A cardiac calcium scan is a specialized type of low-dose X-ray that highlights calcium deposits in the plaque that can line and clog arteries feeding the heart. The more calcium, the more plaque a person is likely to have and the greater the risk of a blockage that can precipitate a heart attack if a piece of plaque breaks loose. The procedure, known as multi-slice computerized tomography, does not require that a dye be injected into the bloodstream to visualize the coronary arteries, though the findings are less precise than those from a CT angiogram, which requires a dye.

A calcium scan is most useful to assess patients considered to be at moderate risk of heart disease, as well as those whose risk is uncertain. Someone who has 5 percent to 7.5 percent chance of suffering a heart attack in the next 10 years, based on standard risk factors like age, gender, race, cholesterol level, blood pressure, smoking behavior and the presence of diabetes, is considered to be at moderate risk. The scan can also be helpful for patients deemed at low risk but with a family history of heart attack at a relatively young age, as in the case of my brother.
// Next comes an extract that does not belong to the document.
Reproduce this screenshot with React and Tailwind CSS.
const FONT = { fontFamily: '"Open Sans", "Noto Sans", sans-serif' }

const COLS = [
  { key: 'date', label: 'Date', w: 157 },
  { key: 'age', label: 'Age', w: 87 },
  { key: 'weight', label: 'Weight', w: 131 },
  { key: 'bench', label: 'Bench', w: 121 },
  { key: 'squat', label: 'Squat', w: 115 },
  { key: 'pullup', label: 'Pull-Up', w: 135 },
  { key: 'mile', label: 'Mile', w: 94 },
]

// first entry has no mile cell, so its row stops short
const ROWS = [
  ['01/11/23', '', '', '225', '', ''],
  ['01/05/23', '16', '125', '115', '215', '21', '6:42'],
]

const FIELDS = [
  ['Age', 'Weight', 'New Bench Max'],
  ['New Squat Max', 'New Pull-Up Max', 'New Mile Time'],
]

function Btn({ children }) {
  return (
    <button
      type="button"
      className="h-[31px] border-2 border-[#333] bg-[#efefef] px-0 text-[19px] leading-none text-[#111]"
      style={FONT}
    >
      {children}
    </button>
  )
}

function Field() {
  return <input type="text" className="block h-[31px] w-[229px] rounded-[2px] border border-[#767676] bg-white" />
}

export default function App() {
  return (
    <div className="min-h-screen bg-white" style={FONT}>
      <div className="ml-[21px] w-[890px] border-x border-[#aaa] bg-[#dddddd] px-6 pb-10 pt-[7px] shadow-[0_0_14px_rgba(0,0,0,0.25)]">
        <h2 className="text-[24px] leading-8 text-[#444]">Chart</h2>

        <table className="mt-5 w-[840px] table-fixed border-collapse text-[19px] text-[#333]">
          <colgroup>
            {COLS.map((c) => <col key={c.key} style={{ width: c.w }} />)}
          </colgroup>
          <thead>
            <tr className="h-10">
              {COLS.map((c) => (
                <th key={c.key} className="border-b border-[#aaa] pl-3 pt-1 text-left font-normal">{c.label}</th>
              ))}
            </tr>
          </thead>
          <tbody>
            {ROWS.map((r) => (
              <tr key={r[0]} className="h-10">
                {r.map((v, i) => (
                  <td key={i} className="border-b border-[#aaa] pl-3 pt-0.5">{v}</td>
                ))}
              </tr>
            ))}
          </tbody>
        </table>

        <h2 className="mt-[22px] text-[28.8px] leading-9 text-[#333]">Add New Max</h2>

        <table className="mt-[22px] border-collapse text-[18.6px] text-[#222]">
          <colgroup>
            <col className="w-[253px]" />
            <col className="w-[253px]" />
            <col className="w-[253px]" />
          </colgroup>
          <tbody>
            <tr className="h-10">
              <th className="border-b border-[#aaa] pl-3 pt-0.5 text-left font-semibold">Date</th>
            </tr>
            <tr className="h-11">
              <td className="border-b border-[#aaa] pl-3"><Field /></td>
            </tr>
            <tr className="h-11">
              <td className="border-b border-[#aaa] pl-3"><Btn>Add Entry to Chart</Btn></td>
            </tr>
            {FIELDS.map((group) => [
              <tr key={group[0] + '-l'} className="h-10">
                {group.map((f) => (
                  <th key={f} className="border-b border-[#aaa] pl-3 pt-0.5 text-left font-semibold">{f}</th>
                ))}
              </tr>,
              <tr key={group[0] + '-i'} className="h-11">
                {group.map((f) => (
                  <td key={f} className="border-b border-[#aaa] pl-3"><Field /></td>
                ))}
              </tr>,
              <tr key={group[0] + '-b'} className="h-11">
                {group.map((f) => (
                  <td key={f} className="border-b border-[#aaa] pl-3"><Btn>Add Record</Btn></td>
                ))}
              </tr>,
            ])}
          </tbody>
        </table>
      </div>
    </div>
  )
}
Dr. Mandrola, a cardiac electrophysiologist at Baptist Health in Louisville, Ky., recently reviewed both the main benefits and limitations of a cardiac calcium scan. He pointed out that the accepted nonmedical way of assessing a person’s risk of a heart attack — based on standard risk factors — is imprecise and often overestimates the risk of underlying heart disease, although it is frequently used to decide whether the patient should be taking medication, like a statin to lower cholesterol.

But when findings on a calcium scan are combined with the presence of these traditional risk factors, the result gives a clearer picture of a person’s risk of suffering a heart attack in the next decade. Also, if the calcium score is zero, it might mean the person can safely skip taking a statin or other heart-protective medication.
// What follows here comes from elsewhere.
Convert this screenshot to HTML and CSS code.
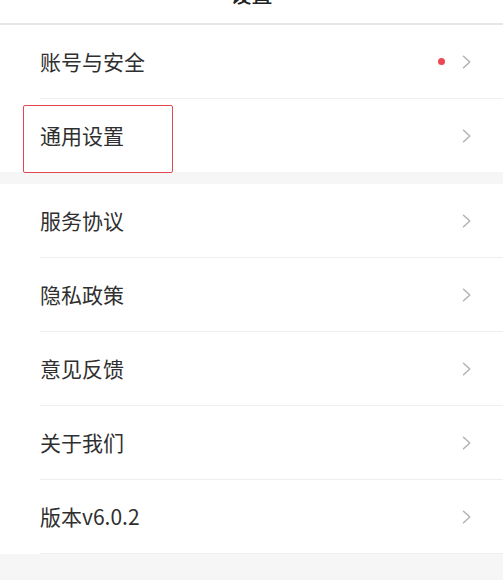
FILE: index.html
```html
<!DOCTYPE html>
<html lang="zh-CN">
<head>
<meta charset="utf-8">
<title>设置</title>
<link rel="stylesheet" href="styles.css">
</head>
<body>
<header class="header"><h1 class="title">设置</h1></header>
<section class="group">
  <div class="row">
    <div class="row-inner">
      <span class="label">账号与安全</span>
      <span class="dot"></span>
      <svg class="chev" viewBox="0 0 10 14" width="10" height="14"><path d="M1.5 1.2 L7.8 7 L1.5 12.8"/></svg>
    </div>
  </div>
  <div class="row row-marked">
    <div class="row-inner">
      <span class="label">通用设置</span>
      <svg class="chev" viewBox="0 0 10 14" width="10" height="14"><path d="M1.5 1.2 L7.8 7 L1.5 12.8"/></svg>
    </div>
    <div class="mark"></div>
  </div>
</section>
<section class="group">
  <div class="row"><div class="row-inner"><span class="label">服务协议</span><svg class="chev" viewBox="0 0 10 14" width="10" height="14"><path d="M1.5 1.2 L7.8 7 L1.5 12.8"/></svg></div></div>
  <div class="row"><div class="row-inner"><span class="label">隐私政策</span><svg class="chev" viewBox="0 0 10 14" width="10" height="14"><path d="M1.5 1.2 L7.8 7 L1.5 12.8"/></svg></div></div>
  <div class="row"><div class="row-inner"><span class="label">意见反馈</span><svg class="chev" viewBox="0 0 10 14" width="10" height="14"><path d="M1.5 1.2 L7.8 7 L1.5 12.8"/></svg></div></div>
  <div class="row"><div class="row-inner"><span class="label">关于我们</span><svg class="chev" viewBox="0 0 10 14" width="10" height="14"><path d="M1.5 1.2 L7.8 7 L1.5 12.8"/></svg></div></div>
  <div class="row"><div class="row-inner"><span class="label">版本v6.0.2</span><svg class="chev" viewBox="0 0 10 14" width="10" height="14"><path d="M1.5 1.2 L7.8 7 L1.5 12.8"/></svg></div></div>
</section>
</body>
</html>
```
FILE: styles.css
```css
* { box-sizing: border-box; }
html, body { margin: 0; padding: 0; }
body {
  background: #f6f6f6;
  font-family: "Noto Sans CJK SC", "Noto Sans", sans-serif;
  color: #2f2f2f;
  height: 580px;
  overflow: hidden;
}
.header {
  height: 25px;
  background: #fff;
  border-bottom: 2px solid #e6e6e6;
  display: flex;
  justify-content: center;
  overflow: hidden;
}
.title {
  margin: -17px 0 0 0;
  font-size: 21px;
  line-height: 21px;
  font-weight: 500;
  color: #222;
}
.group {
  background: #fff;
  margin-bottom: 12px;
}
.row {
  height: 74px;
  padding-left: 40px;
  display: flex;
}
.row-inner {
  flex: 1;
  display: flex;
  align-items: center;
  padding-right: 31px;
  border-bottom: 1px solid #eeeeee;
}
.group:first-of-type .row:last-child { height: 73px; }
.group:first-of-type .row:last-child .row-inner { border-bottom: none; }
.label {
  flex: 1;
  font-size: 21px;
  line-height: 1;
  padding-bottom: 1px;
}
.dot {
  width: 7px;
  height: 7px;
  border-radius: 50%;
  background: #e94852;
  margin-right: 17px;
}
.chev {
  display: block;
  fill: none;
  stroke: #b3b3b3;
  stroke-width: 1.5;
  stroke-linecap: round;
  stroke-linejoin: round;
}
.row-marked { position: relative; }
.mark {
  position: absolute;
  left: 23px;
  top: 6px;
  width: 150px;
  height: 68px;
  border: 1.5px solid #e2474f;
  border-radius: 2px;
}
```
On the other hand, Dr. Mandrola suggested, if the scan shows calcium deposits, it might motivate some people “to make healthy lifestyle changes.” As shown in one analysis of six studies involving 11,000 patients, those told they had coronary calcium were two to three times more likely than those with zero calcium to start taking a baby aspirin or a drug to lower cholesterol or reduce blood pressure and to adopt heart-saving behaviors like quitting smoking or exercising more.
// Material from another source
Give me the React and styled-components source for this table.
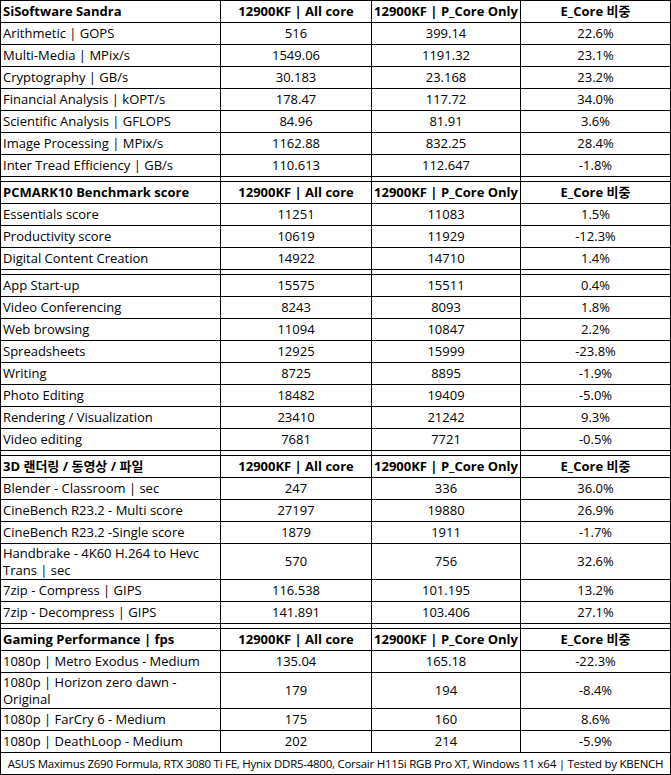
import React from 'react';
import styled, { createGlobalStyle } from 'styled-components';

const Global = createGlobalStyle`
  html, body { margin: 0; padding: 0; background: #fff; }
  body { font-family: "Open Sans", "Noto Sans CJK KR", sans-serif; }
`;

const Table = styled.table`
  border-collapse: separate;
  border-spacing: 0;
  table-layout: fixed;
  width: 671px;
  border-top: 1px solid #000;
  border-left: 1px solid #000;
  font-size: 13px;
  color: #000;
  box-sizing: border-box;
`;

const Col = styled.col`
  width: ${(p) => p.$w}px;
`;

const Cell = styled.td`
  box-sizing: border-box;
  height: ${(p) => (p.$tall ? 36 : 22)}px;
  padding: 0 2px;
  border-right: 1px solid #000;
  border-bottom: 1px solid #000;
  text-align: ${(p) => (p.$left ? 'left' : 'center')};
  font-weight: ${(p) => (p.$bold ? 700 : 400)};
  line-height: 17px;
  white-space: pre-line;
  vertical-align: middle;
  overflow: hidden;
`;

const Spacer = styled.td`
  box-sizing: border-box;
  height: 5px;
  padding: 0;
  font-size: 0;
  line-height: 0;
  border-right: 1px solid #000;
  border-bottom: 1px solid #000;
`;

const Footer = styled.td`
  box-sizing: border-box;
  height: 22px;
  padding: 0;
  border-right: 1px solid #000;
  border-bottom: 1px solid #000;
  text-align: center;
  font-size: 11.5px;
  letter-spacing: -0.26px;
  line-height: 17px;
  white-space: nowrap;
`;

const HEAD = ['12900KF | All core', '12900KF | P_Core Only', 'E_Core 비중'];

const sections = [
  {
    title: 'SiSoftware Sandra',
    rows: [
      ['Arithmetic | GOPS', '516', '399.14', '22.6%'],
      ['Multi-Media | MPix/s', '1549.06', '1191.32', '23.1%'],
      ['Cryptography | GB/s', '30.183', '23.168', '23.2%'],
      ['Financial Analysis | kOPT/s', '178.47', '117.72', '34.0%'],
      ['Scientific Analysis | GFLOPS', '84.96', '81.91', '3.6%'],
      ['Image Processing | MPix/s', '1162.88', '832.25', '28.4%'],
      ['Inter Tread Efficiency | GB/s', '110.613', '112.647', '-1.8%'],
    ],
  },
  {
    title: 'PCMARK10 Benchmark score',
    rows: [
      ['Essentials score', '11251', '11083', '1.5%'],
      ['Productivity score', '10619', '11929', '-12.3%'],
      ['Digital Content Creation', '14922', '14710', '1.4%'],
    ],
  },
  {
    title: null,
    rows: [
      ['App Start-up', '15575', '15511', '0.4%'],
      ['Video Conferencing', '8243', '8093', '1.8%'],
      ['Web browsing', '11094', '10847', '2.2%'],
      ['Spreadsheets', '12925', '15999', '-23.8%'],
      ['Writing', '8725', '8895', '-1.9%'],
      ['Photo Editing', '18482', '19409', '-5.0%'],
      ['Rendering / Visualization', '23410', '21242', '9.3%'],
      ['Video editing', '7681', '7721', '-0.5%'],
    ],
  },
  {
    title: '3D 랜더링 / 동영상 / 파일',
    rows: [
      ['Blender - Classroom | sec', '247', '336', '36.0%'],
      ['CineBench R23.2 - Multi score', '27197', '19880', '26.9%'],
      ['CineBench R23.2 -Single score', '1879', '1911', '-1.7%'],
      ['Handbrake - 4K60 H.264 to Hevc\nTrans | sec', '570', '756', '32.6%', true],
      ['7zip - Compress | GIPS', '116.538', '101.195', '13.2%'],
      ['7zip - Decompress | GIPS', '141.891', '103.406', '27.1%'],
    ],
  },
  {
    title: 'Gaming Performance | fps',
    rows: [
      ['1080p | Metro Exodus - Medium', '135.04', '165.18', '-22.3%'],
      ['1080p | Horizon zero dawn -\nOriginal', '179', '194', '-8.4%', true],
      ['1080p | FarCry 6 - Medium', '175', '160', '8.6%'],
      ['1080p | DeathLoop - Medium', '202', '214', '-5.9%'],
    ],
  },
];

function SpacerRow() {
  return (
    <tr>
      <Spacer />
      <Spacer />
      <Spacer />
      <Spacer />
    </tr>
  );
}

export default function App() {
  return (
    <>
      <Global />
      <Table>
        <colgroup>
          <Col $w={220} />
          <Col $w={151} />
          <Col $w={149} />
          <Col $w={150} />
        </colgroup>
        <tbody>
          {sections.map((s, si) => (
            <React.Fragment key={si}>
              {si > 0 && <SpacerRow />}
              {s.title && (
                <tr>
                  <Cell $left $bold>{s.title}</Cell>
                  {HEAD.map((h) => (
                    <Cell key={h} $bold>{h}</Cell>
                  ))}
                </tr>
              )}
              {s.rows.map((r) => (
                <tr key={r[0]}>
                  <Cell $left $tall={r[4]}>{r[0]}</Cell>
                  <Cell $tall={r[4]}>{r[1]}</Cell>
                  <Cell $tall={r[4]}>{r[2]}</Cell>
                  <Cell $tall={r[4]}>{r[3]}</Cell>
                </tr>
              ))}
            </React.Fragment>
          ))}
          <tr>
            <Footer colSpan={4}>
              ASUS Maximus Z690 Formula, RTX 3080 Ti FE, Hynix DDR5-4800, Corsair H115i RGB Pro XT, Windows 11 x64 | Tested by KBENCH
            </Footer>
          </tr>
        </tbody>
      </Table>
    </>
  );
}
A calcium score of 1 to 99 is considered indicative of mild disease; a score of 100 to 399, moderate disease; and a score of 400 or higher, severe disease.

But measuring coronary calcium is not a surefire indication of a person’s risk. For one thing, the test measures arterial plaque that is hardened and firmly attached to the lining of coronary vessels. It does not measure the soft plaque that can rupture and travel through the coronary circulation until it reaches a narrowing it cannot pass, leading to a heart attack or stroke.

Dr. Udo Hoffmann, a radiologist at Massachusetts General Hospital and Harvard Medical School in Boston, told me, “Coronary calcium does indicate the extent of coronary disease. If there’s a lot of calcium, there’s likely a lot of atherosclerosis in general and a greater chance of a seriously narrowed artery or plaque that is vulnerable to rupture.” However, he said, even a person with no coronary calcium and very little atherosclerosis could still have a small area that can spell future trouble.

In other words, having zero coronary calcium is not a license to ignore well-established cardiac risk factors like elevated cholesterol and blood pressure, smoking, overweight and a sedentary lifestyle. “It’s not a ticket to be reckless, but it can help reduce a person’s anxiety about their risk of a heart attack,” Dr. Hoffmann said. “The calcium score is a risk assessment tool, helpful in tailoring medical therapy, diet and exercise.”

There is still no definitive evidence from randomized controlled clinical trials to show that patients with elevated calcium scores who are treated to lower their risk actually experience a reduced rate of cardiac events. Researchers at Wake Forest School of Medicine have calculated that it would require a costly trial of about 30,000 people deemed to be at a low-intermediate risk of a future heart attack to show such a benefit.